Amendment to the parent comment. Note that the arrays contain values like 9 and 10 that are not the XOR of 1 to n for any n but they will also never be accessed because when they appear in the array, then the index used will point to a different element.
Also because we end up back at zero when ever n % 4 == 3, there is some flexibility about the starting point. I wrote 1 to n because that is what the article used, but it would be mathematically cleaner to start at zero which actually changes nothing because XORing with zero does nothing. And we do not have to start at zero at all, we can start at any number divisible by four and less than n because the running XOR sum will become zero just before each multiple of four. So XORing together 0...n, 1...n, 4...n, 8...n or generally 4k...n will give the same result. The explanation part looked at one cycle starting at 4k and ending at 4k + 3 with the running XOR sum being back at zero. Maybe this would have been the less confusing explanation, just using 4k instead of using n again with the constraint that it is divisible by four.
There's a bit of a trick in that solution: n is assumed to have the lower two bits clear so for an arbitrary n the array would really be:
[(n & ~3), 1, (n & ~3) + 3, 0][n % 4]
where the (n & ~3) makes sure those lower 2 bits are cleared. But note that we only ever can look at the first element when n % 4 == 0. In that case, (n & ~3) == n already. And further, we only ever can look at the third element when n % 4 == 2. In that case (n & ~3) == n - 2, so (n & ~3) + 3 == n + 1. Hence the array can be simplified to the one given in the other comment.

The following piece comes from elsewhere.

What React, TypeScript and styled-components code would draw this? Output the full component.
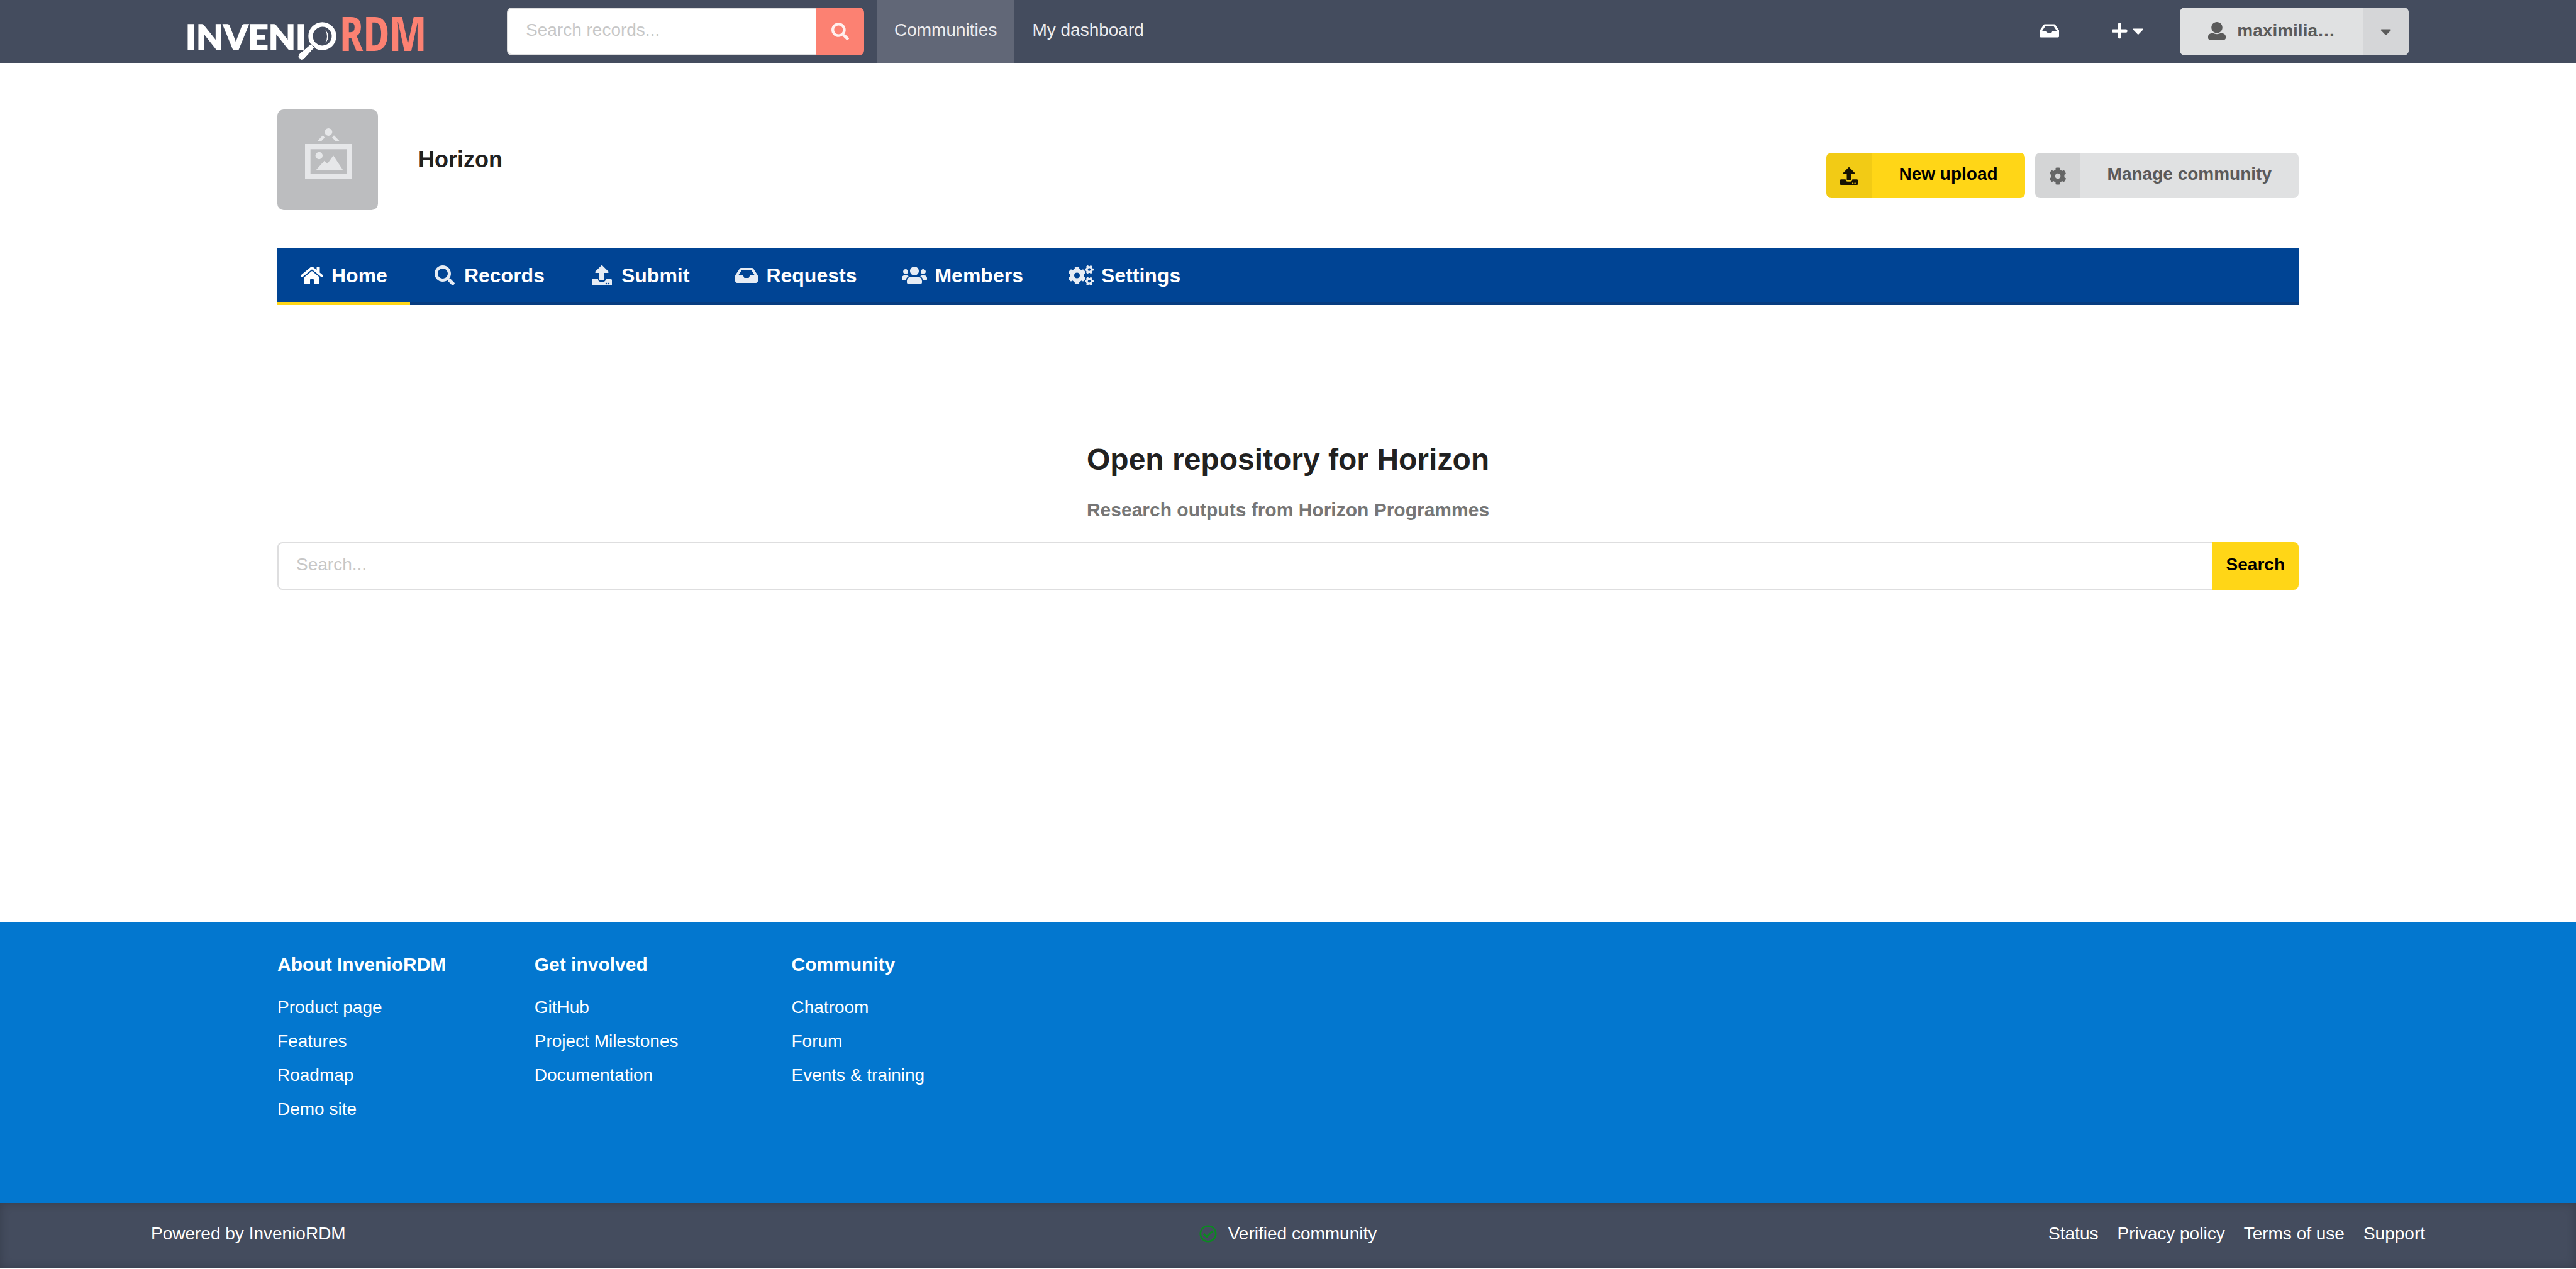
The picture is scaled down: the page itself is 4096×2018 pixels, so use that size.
import React from "react";
import styled, { createGlobalStyle } from "styled-components";
import {
  FaCaretDown,
  FaCog,
  FaCogs,
  FaHome,
  FaInbox,
  FaPlus,
  FaRegCheckCircle,
  FaSearch,
  FaUpload,
  FaUsers,
} from "react-icons/fa";

const color = {
  slate: "#444c5e",
  salmon: "#fc8172",
  navy: "#004494",
  navyEdge: "#073c80",
  blue: "#0377cf",
  yellow: "#ffd617",
  grey: "#e0e1e2",
  greyText: "#5a5a5a",
  text: "#212121",
  line: "#dededf",
  placeholder: "#c7c7c7",
};

const GlobalStyle = createGlobalStyle`
  *, *::before, *::after { box-sizing: border-box; }
  body {
    margin: 0;
    background: #fff;
    color: ${color.text};
    font-family: "Liberation Sans", Arial, sans-serif;
    font-size: 28px;
    line-height: 40px;
  }
  button, input { font: inherit; }
  button { border: 0; padding: 0; margin: 0; cursor: pointer; }
  a { color: inherit; text-decoration: none; }
  ul { list-style: none; margin: 0; padding: 0; }
  h1, h2, h3, p { margin: 0; }
  svg { display: block; flex: none; }
`;

const Page = styled.div`
  display: flex;
  flex-direction: column;
  min-height: 100vh;
  padding-bottom: 1px;
`;

/* Icons are one em high; $units is the glyph's width on its 512-unit grid. */
const Icon = styled.span<{ $units?: number }>`
  display: flex;
  svg {
    width: calc(1em * ${(p) => p.$units ?? 512} / 512);
    height: 1em;
  }
`;

/* ---------- top bar ---------- */

const TopBar = styled.header`
  display: flex;
  height: 100px;
  padding: 0 266px 0 290px;
  background: ${color.slate};
  color: #fff;
`;

const LogoLink = styled.a`
  display: flex;
  width: 516px;
`;

const TopSearch = styled.form`
  display: flex;
  align-self: center;
  width: 568px;
  height: 76px;
  margin-right: 20px;
`;

const TextField = styled.input`
  flex: 1;
  min-width: 0;
  border: 2px solid ${color.line};
  border-right-width: 0;
  border-radius: 8px 0 0 8px;
  padding: 0 28px 4px;
  background: #fff;
  color: ${color.text};
  outline: none;
  &::placeholder {
    color: ${color.placeholder};
    opacity: 1;
  }
`;

const TopSearchButton = styled.button`
  display: flex;
  align-items: center;
  justify-content: center;
  width: 77px;
  border-radius: 0 8px 8px 0;
  background: ${color.salmon};
  color: #fff0ee;
`;

const TopNav = styled.nav`
  display: flex;
  flex: 1;
`;

const TopLink = styled.a<{ $active?: boolean }>`
  display: flex;
  align-items: center;
  padding: 0 28px 4px;
  background: ${(p) => (p.$active ? "#616777" : "transparent")};
  color: #ececef;
`;

const TopTools = styled.div`
  display: flex;
  align-items: center;
`;

const ToolButton = styled.button`
  display: flex;
  align-items: center;
  gap: 8px;
  height: 100px;
  padding: 0 42px 2px;
  background: transparent;
  color: #fff;
`;

const UserGroup = styled.div`
  display: flex;
  height: 76px;
  margin-left: 16px;
  border-radius: 8px;
  overflow: hidden;
  background: ${color.grey};
  color: ${color.greyText};
`;

const UserButton = styled.button`
  display: flex;
  align-items: center;
  gap: 18px;
  padding: 0 45px 2px;
  background: transparent;
  color: inherit;
  font-weight: 700;
`;

const UserToggle = styled.button`
  display: flex;
  align-items: center;
  justify-content: center;
  width: 72px;
  background: #d5d6d8;
  color: inherit;
`;

/* ---------- community ---------- */

const Main = styled.main`
  flex: 1;
  padding: 74px 441px 0;
`;

const Identity = styled.div`
  display: flex;
  align-items: center;
`;

const Avatar = styled.div`
  border-radius: 10px;
  overflow: hidden;
  background: #bcbdbf;
`;

const CommunityName = styled.h1`
  flex: 1;
  padding-left: 64px;
  font-size: 36px;
`;

const Actions = styled.div`
  display: flex;
  gap: 16px;
  padding-top: 50px;
`;

const ActionButton = styled.button<{ $primary?: boolean }>`
  display: flex;
  height: 72px;
  border-radius: 8px;
  overflow: hidden;
  background: ${(p) => (p.$primary ? color.yellow : color.grey)};
  color: ${(p) => (p.$primary ? "#000" : color.greyText)};
  font-weight: 700;
`;

const ActionIcon = styled(Icon)`
  align-items: center;
  justify-content: center;
  width: 72px;
  height: 100%;
  padding-top: 2px;
  background: rgba(0, 0, 0, 0.05);
  svg {
    opacity: 0.9;
  }
`;

const ActionLabel = styled.span`
  align-self: center;
  padding: 0 43px 4px;
`;

const Tabs = styled.nav`
  display: flex;
  margin-top: 60px;
  height: 91px;
  background: ${color.navy};
  box-shadow: inset 0 -4px ${color.navyEdge};
  color: #fff;
`;

const Tab = styled.a<{ $active?: boolean }>`
  display: flex;
  align-items: center;
  padding: 0 36px;
  border-bottom: 4px solid ${(p) => (p.$active ? color.yellow : "transparent")};
  font-size: 32px;
  font-weight: 700;
  svg {
    opacity: ${(p) => (p.$active ? 1 : 0.9)};
  }
`;

const TabIcon = styled(Icon)`
  justify-content: center;
  min-width: 38px;
  margin-right: 12px;
`;

const Hero = styled.section`
  display: flex;
  flex-direction: column;
  padding-top: 216px;
  text-align: center;
`;

const HeroTitle = styled.h2`
  font-size: 48px;
  line-height: 60px;
`;

const HeroText = styled.p`
  margin-top: 30px;
  color: #767676;
  font-size: 30px;
  font-weight: 700;
`;

const HeroSearch = styled.form`
  display: flex;
  height: 76px;
  margin-top: 31px;
`;

const HeroSearchButton = styled.button`
  padding: 0 22px 4px;
  border-radius: 0 8px 8px 0;
  background: ${color.yellow};
  color: #000;
  font-weight: 700;
`;

/* ---------- footer ---------- */

const FooterLinks = styled.div`
  padding: 48px 413px 122px;
  background: ${color.blue};
  color: #fff;
`;

const FooterGrid = styled.div`
  display: grid;
  grid-template-columns: repeat(8, 1fr);
`;

const FooterColumn = styled.section`
  padding: 0 28px;
  white-space: nowrap;
`;

const FooterHeading = styled.h3`
  margin-bottom: 21px;
  font-size: 30px;
`;

const FooterItem = styled.li`
  line-height: 54px;
`;

const BottomBar = styled.div`
  display: grid;
  grid-template-columns: 1fr auto 1fr;
  align-items: center;
  height: 104px;
  padding: 0 240px 6px;
  background: ${color.slate};
  box-shadow: inset 0 0 16px rgba(0, 0, 0, 0.2);
  color: #fff;
`;

const Verified = styled.span`
  display: flex;
  align-items: center;
  gap: 18px;
  svg {
    color: #0a8a20;
  }
`;

const LegalLinks = styled.nav`
  display: flex;
  justify-content: flex-end;
  gap: 30px;
`;

/* ---------- drawings ---------- */

const LogoSvg = styled.svg`
  overflow: visible;
`;

const LogoInvenio = styled.text`
  fill: #fff;
  stroke: #fff;
  stroke-width: 1.5px;
  font-family: "Lato Black", Lato, sans-serif;
  font-size: 56px;
  font-weight: 900;
`;

const LogoRdm = styled.text`
  fill: ${color.salmon};
  font-family: "Noto Sans ExtraCondensed", "Open Sans Condensed", "Roboto Condensed",
    "Liberation Sans Narrow", sans-serif;
  font-size: 75px;
  font-weight: 700;
`;

function Logo() {
  return (
    <LogoSvg width="408" height="100" viewBox="-8 0 408 100" role="img" aria-label="InvenioRDM">
      <LogoInvenio x="-3" y="79">
        INVENI
      </LogoInvenio>
      <circle cx="214.500" cy="57.500" r="18.600" fill="none" stroke="#fff" strokeWidth="7.200" />
      <path d="M219.500 48q9 10 0 20q5-10 0-20z" fill="#fff" />
      <path
        d="M196 70L177.500 86q-3 4 0 7.500q3.500 3.500 7.500 1L202.500 75z"
        fill="#fff"
        stroke={color.slate}
        strokeWidth="1"
      />
      <LogoRdm x="242" y="81">
        RDM
      </LogoRdm>
    </LogoSvg>
  );
}

function UserIcon() {
  return (
    <svg width="28" height="28" viewBox="0 0 512 512" fill="currentColor" aria-hidden="true">
      <path d="M256 0c88.366 0 160 71.634 160 160s-71.634 160-160 160S96 248.366 96 160 167.634 0 256 0zm183.283 333.821l-71.313-17.828c-74.923 53.89-165.738 41.864-223.94 0l-71.313 17.828C29.981 344.505 0 382.903 0 426.955V464c0 26.51 21.49 48 48 48h416c26.51 0 48-21.49 48-48v-37.045c0-44.052-29.981-82.45-72.717-93.134z" />
    </svg>
  );
}

function FramePlaceholder() {
  return (
    <svg width="160" height="160" viewBox="0 0 160 160" fill="#e6e7e9" aria-hidden="true">
      <circle cx="81.300" cy="36" r="6" />
      <path d="M63.300 50.700h6.400l5.600-6-3-3.400zM93 50.700h6.300L90 41.300l-3 3.400z" />
      <path fillRule="evenodd" d="M44 55h75v56H44zM52.700 63.300v39.400h57.600V63.300z" />
      <circle cx="66.300" cy="73.500" r="5.700" />
      <path d="M61 97l13.700-15.300 5 4.600L89 73.300 104.700 97z" />
    </svg>
  );
}

/* ---------- content ---------- */

const tabs = [
  { label: "Home", Glyph: FaHome, units: 576 },
  { label: "Records", Glyph: FaSearch, units: 512 },
  { label: "Submit", Glyph: FaUpload, units: 512 },
  { label: "Requests", Glyph: FaInbox, units: 576 },
  { label: "Members", Glyph: FaUsers, units: 640 },
  { label: "Settings", Glyph: FaCogs, units: 640 },
];

const footerColumns = [
  { title: "About InvenioRDM", links: ["Product page", "Features", "Roadmap", "Demo site"] },
  { title: "Get involved", links: ["GitHub", "Project Milestones", "Documentation"] },
  { title: "Community", links: ["Chatroom", "Forum", "Events & training"] },
];

const legal = ["Status", "Privacy policy", "Terms of use", "Support"];

const stop = (e: React.FormEvent) => e.preventDefault();

export default function App() {
  return (
    <Page>
      <GlobalStyle />
      <TopBar>
        <LogoLink href="#">
          <Logo />
        </LogoLink>
        <TopSearch role="search" onSubmit={stop}>
          <TextField type="text" placeholder="Search records..." aria-label="Search records" />
          <TopSearchButton aria-label="Search">
            <Icon>
              <FaSearch />
            </Icon>
          </TopSearchButton>
        </TopSearch>
        <TopNav>
          <TopLink href="#" $active>
            Communities
          </TopLink>
          <TopLink href="#">My dashboard</TopLink>
        </TopNav>
        <TopTools>
          <ToolButton aria-label="Requests">
            <Icon $units={576}>
              <FaInbox />
            </Icon>
          </ToolButton>
          <ToolButton aria-label="Create">
            <Icon $units={448}>
              <FaPlus />
            </Icon>
            <Icon $units={320}>
              <FaCaretDown />
            </Icon>
          </ToolButton>
          <UserGroup>
            <UserButton>
              <UserIcon />
              maximilia…
            </UserButton>
            <UserToggle aria-label="Account menu">
              <Icon $units={320}>
                <FaCaretDown />
              </Icon>
            </UserToggle>
          </UserGroup>
        </TopTools>
      </TopBar>

      <Main>
        <Identity>
          <Avatar>
            <FramePlaceholder />
          </Avatar>
          <CommunityName>Horizon</CommunityName>
          <Actions>
            <ActionButton $primary>
              <ActionIcon>
                <FaUpload />
              </ActionIcon>
              <ActionLabel>New upload</ActionLabel>
            </ActionButton>
            <ActionButton>
              <ActionIcon>
                <FaCog />
              </ActionIcon>
              <ActionLabel>Manage community</ActionLabel>
            </ActionButton>
          </Actions>
        </Identity>

        <Tabs>
          {tabs.map(({ label, Glyph, units }, i) => (
            <Tab key={label} href="#" $active={i === 0}>
              <TabIcon $units={units}>
                <Glyph />
              </TabIcon>
              {label}
            </Tab>
          ))}
        </Tabs>

        <Hero>
          <HeroTitle>Open repository for Horizon</HeroTitle>
          <HeroText>Research outputs from Horizon Programmes</HeroText>
          <HeroSearch role="search" onSubmit={stop}>
            <TextField type="text" placeholder="Search..." aria-label="Search this community" />
            <HeroSearchButton>Search</HeroSearchButton>
          </HeroSearch>
        </Hero>
      </Main>

      <footer>
        <FooterLinks>
          <FooterGrid>
            {footerColumns.map((column) => (
              <FooterColumn key={column.title}>
                <FooterHeading>{column.title}</FooterHeading>
                <ul>
                  {column.links.map((link) => (
                    <FooterItem key={link}>
                      <a href="#">{link}</a>
                    </FooterItem>
                  ))}
                </ul>
              </FooterColumn>
            ))}
          </FooterGrid>
        </FooterLinks>
        <BottomBar>
          <span>Powered by InvenioRDM</span>
          <Verified>
            <Icon>
              <FaRegCheckCircle />
            </Icon>
            Verified community
          </Verified>
          <LegalLinks>
            {legal.map((item) => (
              <a key={item} href="#">
                {item}
              </a>
            ))}
          </LegalLinks>
        </BottomBar>
      </footer>
    </Page>
  );
}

Why this works can be seen if we start with some n that is divisible by four, i.e. it has the two least significant bits clear, and then keep XORing it with its successors. We start with xxxxxx00 which is our n. Then we XOR it with n + 1 which is xxxxxx01 and that clears all the x's and leaves us with 00000001. Now we XOR it with n + 2 which is xxxxxx10 and that yields xxxxxx11 which is n + 3. The cycle finishes when we now XOR it it with n + 3 which yields 00000000. So we get n, 1, n + 3, 0 and then the cycle repeats as we are back at zero and at n + 4 which is again divisible by four.